Nanoscale Infection Biology
Viruses are nanoscale entities. Despite their size and low complexity, they efficiently enter host cells leading to infection and reprogramming of cellular functions. The critical processes involve only a handful of viral and cellular proteins. Yet this contact is critical for the outcome of infection and the cellular immune response. We look at these processes to understand which cellular processes are stimulated by viruses and how the host cell interprets an infecting virus at the molecular level. At the scale of single viruses, these processes, their dynamics and structural conditions remain mostly unclear. We thus use advanced microscopy techniques, which allow us to visualize viral and cellular nanostructures during the infection process.
Our working group investigates the cell interaction of respiratory RNA viruses with the help of modern microscopy methods in order to understand how individual viruses communicate with their host cells and how these signals are interpreted by the cells.

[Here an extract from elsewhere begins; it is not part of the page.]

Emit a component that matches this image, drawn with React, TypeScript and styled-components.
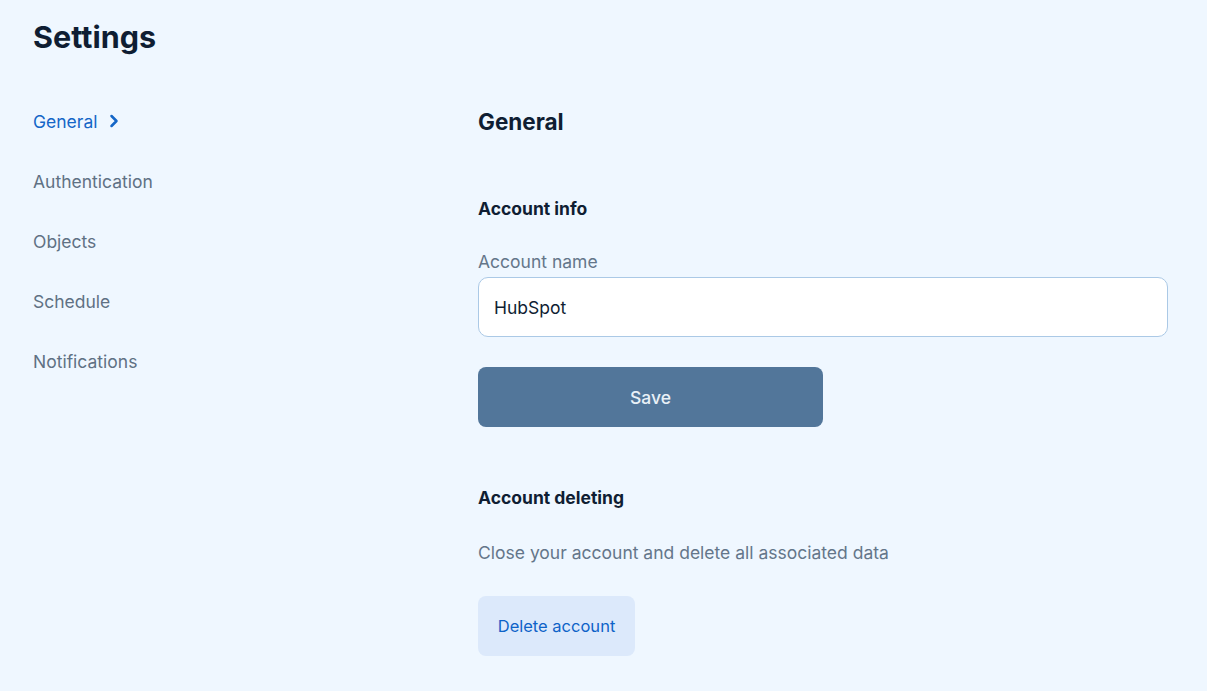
import styled, { createGlobalStyle } from "styled-components";
import { ChevronRight } from "lucide-react";

const GlobalStyle = createGlobalStyle`
  html, body {
    margin: 0;
    padding: 0;
    background-color: #eff7ff;
    font-family: Inter, "Noto Sans", sans-serif;
  }
`;

const Page = styled.div`
  min-height: 691px;
  padding: 0 33px;
  box-sizing: border-box;
`;

const Title = styled.h1`
  margin: 18px 0 0;
  font-size: 30.5px;
  line-height: 38px;
  font-weight: 700;
  color: #0f1e33;
`;

const Layout = styled.div`
  display: grid;
  grid-template-columns: 445px 690px;
  margin-top: 36px;
`;

const Nav = styled.nav`
  display: flex;
  flex-direction: column;
`;

const NavItem = styled.a<{ active?: boolean }>`
  display: flex;
  align-items: center;
  gap: 7px;
  height: 60px;
  padding-bottom: 2px;
  box-sizing: border-box;
  font-size: 17.5px;
  color: ${(props) => (props.active ? "#1466c7" : "#5f7184")};
  text-decoration: none;
  cursor: pointer;
`;

const Main = styled.main`
  display: flex;
  flex-direction: column;
  align-items: flex-start;
`;

const Heading = styled.h2`
  margin: 0;
  font-size: 22.5px;
  line-height: 60px;
  font-weight: 700;
  color: #0f1e33;
`;

const SectionTitle = styled.h3<{ gap: number }>`
  margin: ${(props) => props.gap}px 0 0;
  font-size: 17.5px;
  line-height: 24px;
  font-weight: 700;
  color: #0f1e33;
`;

const Label = styled.label`
  margin-top: 29px;
  font-size: 17.5px;
  line-height: 24px;
  color: #64768a;
`;

const Input = styled.input`
  margin-top: 3px;
  width: 690px;
  height: 60px;
  box-sizing: border-box;
  padding: 0 15px;
  border: 1px solid #abc9e6;
  border-radius: 10px;
  background: #ffffff;
  font-family: inherit;
  font-size: 17.5px;
  color: #0f1e33;
  outline: none;
`;

const Button = styled.button<{ variant: "primary" | "soft" }>`
  height: 60px;
  box-sizing: border-box;
  border: none;
  border-radius: 8px;
  font-family: inherit;
  cursor: pointer;
  ${(props) =>
    props.variant === "primary"
      ? `
    width: 345px;
    margin-top: 30px;
    background: #52769a;
    color: #e9f0f7;
    font-size: 17.5px;
    font-weight: 500;
  `
      : `
    width: 157px;
    margin-top: 31px;
    background: #dce9fb;
    color: #0e63c8;
    font-size: 16.5px;
    font-weight: 400;
  `}
`;

const Description = styled.p`
  margin: 31px 0 0;
  font-size: 17.5px;
  line-height: 24px;
  color: #64768a;
`;

const navItems = ["General", "Authentication", "Objects", "Schedule", "Notifications"];

function App() {
  return (
    <>
      <GlobalStyle />
      <Page>
        <Title>Settings</Title>
        <Layout>
          <Nav>
            {navItems.map((item, i) => (
              <NavItem key={item} active={i === 0}>
                {item}
                {i === 0 && <ChevronRight size={20} strokeWidth={3} />}
              </NavItem>
            ))}
          </Nav>
          <Main>
            <Heading>General</Heading>
            <SectionTitle gap={45}>Account info</SectionTitle>
            <Label>Account name</Label>
            <Input defaultValue="HubSpot" />
            <Button variant="primary">Save</Button>
            <SectionTitle gap={59}>Account deleting</SectionTitle>
            <Description>Close your account and delete all associated data</Description>
            <Button variant="soft">Delete account</Button>
          </Main>
        </Layout>
      </Page>
    </>
  );
}

export default App;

The cellular plasma membrane plays a crucial role during virus entry into the cell and also for the assembly of new infectious viruses. It serves the cell on the one hand as a communication interface, but also as a barrier against invading pathogens. Viruses are able to use and modify the plasma membrane, its structure and components in a targeted manner. Our aim is to study these processes at the level of individual viruses and individual proteins.
This nanoscopic view is important because viruses, due to their size and limited genome, have little opportunity to interact with the host cell in order to initiate an infection. The cell's own proteins are bound, an initially rather unspecific process, but then also activated, which in turn appears to occur in a specific manner. We use high- and super-resolution microscopy methods to investigate virus infection on a nanoscopic level in order to understand cellular structures and their dynamics during infection.